In 1883 Fauré married Marie Fremiet, daughter of the sculptor Emmanuel Fremiet; he then spent most of his working years struggling to support his family – teaching, serving as choirmaster and as an inspector of music education and snatching time to compose during the summer holidays, when he would retreat from his hectic life in Paris and seek out lakeside settings, often in Switzerland. Stress, financial pressures, creative frustration and an unhappy marriage took their toll on Fauré in the form of migraines and spells of depression.
Worse was to come: in 1903 Fauré realised that he was losing his hearing.
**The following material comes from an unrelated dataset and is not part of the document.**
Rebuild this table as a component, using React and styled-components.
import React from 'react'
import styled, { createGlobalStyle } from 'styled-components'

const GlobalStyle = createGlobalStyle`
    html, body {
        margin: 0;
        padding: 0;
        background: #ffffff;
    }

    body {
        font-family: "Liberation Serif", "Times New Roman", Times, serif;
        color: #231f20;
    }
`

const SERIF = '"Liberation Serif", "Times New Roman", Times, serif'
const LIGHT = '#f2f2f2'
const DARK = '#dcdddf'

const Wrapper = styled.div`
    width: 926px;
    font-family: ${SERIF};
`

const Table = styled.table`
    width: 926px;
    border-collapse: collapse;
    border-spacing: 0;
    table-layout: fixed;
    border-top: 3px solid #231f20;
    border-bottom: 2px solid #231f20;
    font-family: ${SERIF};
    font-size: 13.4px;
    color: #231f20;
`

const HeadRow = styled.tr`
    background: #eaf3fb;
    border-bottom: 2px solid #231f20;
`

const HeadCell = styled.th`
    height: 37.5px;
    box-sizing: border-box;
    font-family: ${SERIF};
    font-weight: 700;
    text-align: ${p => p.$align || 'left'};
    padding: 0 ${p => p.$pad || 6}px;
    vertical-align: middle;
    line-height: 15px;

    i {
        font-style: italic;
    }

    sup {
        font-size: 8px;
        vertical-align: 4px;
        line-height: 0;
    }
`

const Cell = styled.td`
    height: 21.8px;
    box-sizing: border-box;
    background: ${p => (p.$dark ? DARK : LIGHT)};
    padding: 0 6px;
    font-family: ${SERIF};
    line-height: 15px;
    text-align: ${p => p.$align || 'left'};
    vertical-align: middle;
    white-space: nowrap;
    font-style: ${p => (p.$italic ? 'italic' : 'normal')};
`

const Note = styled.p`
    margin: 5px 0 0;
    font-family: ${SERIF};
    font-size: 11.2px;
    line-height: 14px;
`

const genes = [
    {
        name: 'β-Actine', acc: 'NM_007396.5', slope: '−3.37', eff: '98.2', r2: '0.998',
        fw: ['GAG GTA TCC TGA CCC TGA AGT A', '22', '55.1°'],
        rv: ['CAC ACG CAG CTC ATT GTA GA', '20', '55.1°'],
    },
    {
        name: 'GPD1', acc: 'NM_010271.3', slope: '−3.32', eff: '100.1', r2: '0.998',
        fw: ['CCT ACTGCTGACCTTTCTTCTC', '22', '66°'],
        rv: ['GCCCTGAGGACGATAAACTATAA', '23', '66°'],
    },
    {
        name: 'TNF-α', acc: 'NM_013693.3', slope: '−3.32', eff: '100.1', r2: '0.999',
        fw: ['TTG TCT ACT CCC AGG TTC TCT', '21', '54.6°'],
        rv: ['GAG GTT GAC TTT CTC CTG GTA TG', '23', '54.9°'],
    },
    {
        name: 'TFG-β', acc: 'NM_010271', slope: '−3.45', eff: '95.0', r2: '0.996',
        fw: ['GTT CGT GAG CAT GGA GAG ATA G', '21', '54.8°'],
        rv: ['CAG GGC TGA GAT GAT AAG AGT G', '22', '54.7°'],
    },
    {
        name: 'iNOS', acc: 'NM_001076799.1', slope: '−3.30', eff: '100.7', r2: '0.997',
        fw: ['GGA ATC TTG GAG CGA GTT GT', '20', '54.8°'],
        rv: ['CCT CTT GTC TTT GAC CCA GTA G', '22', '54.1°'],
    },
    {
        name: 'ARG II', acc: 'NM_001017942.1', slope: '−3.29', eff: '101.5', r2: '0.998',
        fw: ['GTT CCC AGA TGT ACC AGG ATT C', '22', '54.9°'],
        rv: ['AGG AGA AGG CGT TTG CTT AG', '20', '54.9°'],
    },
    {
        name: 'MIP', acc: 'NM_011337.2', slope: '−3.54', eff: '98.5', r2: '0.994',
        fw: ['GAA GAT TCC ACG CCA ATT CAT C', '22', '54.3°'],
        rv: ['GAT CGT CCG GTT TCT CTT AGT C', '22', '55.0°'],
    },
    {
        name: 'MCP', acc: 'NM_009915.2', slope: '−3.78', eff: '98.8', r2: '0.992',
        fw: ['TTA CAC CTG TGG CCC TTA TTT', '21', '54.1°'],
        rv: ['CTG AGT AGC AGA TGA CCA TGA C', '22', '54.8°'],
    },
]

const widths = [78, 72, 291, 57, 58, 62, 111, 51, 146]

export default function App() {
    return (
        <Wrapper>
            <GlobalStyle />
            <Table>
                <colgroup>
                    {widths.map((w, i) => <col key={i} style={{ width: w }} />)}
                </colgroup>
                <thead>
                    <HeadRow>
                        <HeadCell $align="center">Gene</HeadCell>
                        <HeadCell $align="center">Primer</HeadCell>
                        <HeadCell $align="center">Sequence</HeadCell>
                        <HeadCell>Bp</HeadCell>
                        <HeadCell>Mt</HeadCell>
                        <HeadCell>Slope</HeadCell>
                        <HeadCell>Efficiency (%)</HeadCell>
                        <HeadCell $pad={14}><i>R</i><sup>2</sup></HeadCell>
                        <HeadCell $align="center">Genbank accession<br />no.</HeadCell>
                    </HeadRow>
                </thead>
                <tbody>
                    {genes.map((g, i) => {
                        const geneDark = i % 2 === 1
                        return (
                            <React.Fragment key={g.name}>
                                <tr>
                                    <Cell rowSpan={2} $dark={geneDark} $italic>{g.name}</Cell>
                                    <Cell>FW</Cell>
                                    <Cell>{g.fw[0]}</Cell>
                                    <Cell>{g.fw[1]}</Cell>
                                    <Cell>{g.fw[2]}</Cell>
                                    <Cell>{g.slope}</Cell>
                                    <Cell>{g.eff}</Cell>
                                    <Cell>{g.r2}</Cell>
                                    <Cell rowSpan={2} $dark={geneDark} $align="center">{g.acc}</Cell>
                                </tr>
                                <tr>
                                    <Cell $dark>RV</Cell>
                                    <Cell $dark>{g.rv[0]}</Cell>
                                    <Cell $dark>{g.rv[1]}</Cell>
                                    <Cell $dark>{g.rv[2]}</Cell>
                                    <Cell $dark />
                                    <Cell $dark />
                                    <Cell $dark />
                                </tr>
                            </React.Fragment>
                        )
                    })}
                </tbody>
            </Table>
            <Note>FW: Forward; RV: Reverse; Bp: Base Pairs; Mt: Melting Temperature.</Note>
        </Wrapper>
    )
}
He suffered from a peculiar malady which distorted certain pitches: deep notes seemed a third too low and treble ones a third too high. ‘I’m knocked sideways by this disease which has attacked the very part of me I needed to keep intact,’ he wrote to his wife. ‘It’s disrespectful, or at least ill-judged, to compare myself with Beethoven… There are passages of music and isolated timbres which I simply can’t hear at all!’ For the last two years of his life, Fauré was stone deaf. When a huge benefit concert was given in his honour at the Sorbonne in June 1922, Fauré sat beside the president of the Republic to receive an ecstatic standing ovation for music of which he couldn’t hear a note.
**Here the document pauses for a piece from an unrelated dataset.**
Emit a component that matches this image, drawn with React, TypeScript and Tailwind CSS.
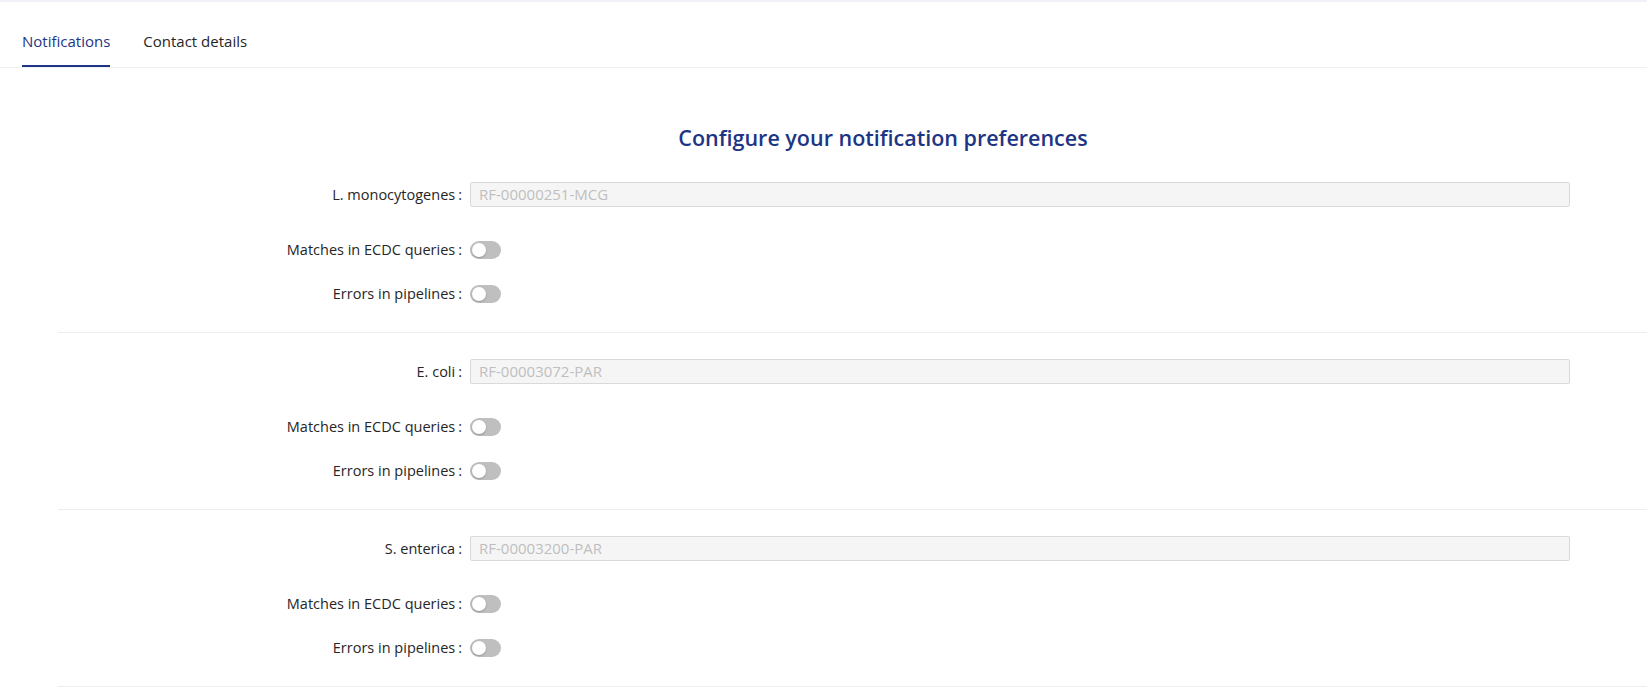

Yet the inevitable comparison with Beethoven was not entirely inappropriate. From the early 20th century, rather than being swayed by his contemporaries, Fauré delved deeper into his own mind to draw out works that unfurled organically in spirit and structure, employing a harmonic sleight of hand derived from the combination he had always loved – tonality with modal influences. In the greatest of his middle-period works of the 1890s, including the Sixth and Seventh Nocturnes and the Verlaine song cycle La bonne chanson, he had used these harmonic features as a gateway into ecstatic imaginary worlds filled with heady atmospheres. In his later works, however, he stripped his ideas to the bone and refined his textures. His extraordinary Indian summer of late master-pieces included the Piano Trio, the Second Piano Quintet, the Second Cello Sonata and his last song cycle, L’horizon chimérique. His Nocturne No. 13, completed just weeks after the death of Saint-Saëns in 1921, is one of his most devastating statements.
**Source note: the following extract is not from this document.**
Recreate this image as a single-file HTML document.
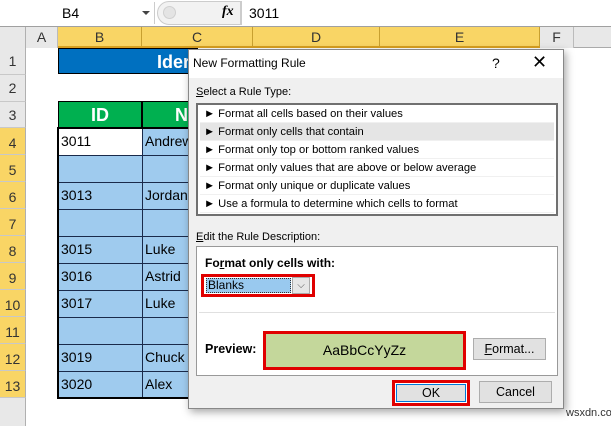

Fauré embarked on this burst of creativity after his retirement from the Paris Conservatoire in 1920, devoting himself to composition. His late works, however, have been haunted by their image as ‘difficult’ music. Many interpretations of pieces such as the Violin Sonata No. 2, the late Nocturnes and the String Quartet have accentuated their smoothness, introversion and contrapuntal complexity at the expense of their passion. The passion may only be found beneath the surface, but it’s there: and if the String Quartet and Piano Trio are performed with the vigour and contrasts of the Piano Quartet No. 1, a more complete vision of Fauré emerges, one of a composer who has blossomed into a new world.
Seemingly the most sensitive and decorous of composers, Fauré possessed an independence of spirit and a determination to effect change that marked him out as a radical in disguise. He composed one of the great Requiems, but one that caused controversy for marginalising the ‘Dies irae’ and accentuating the compassionate outlook that led to its description as ‘a lullaby of death’. Overall, the dreamy character of his music is prone to deceive, belying the smooth-operating, incisive intelligence working beneath.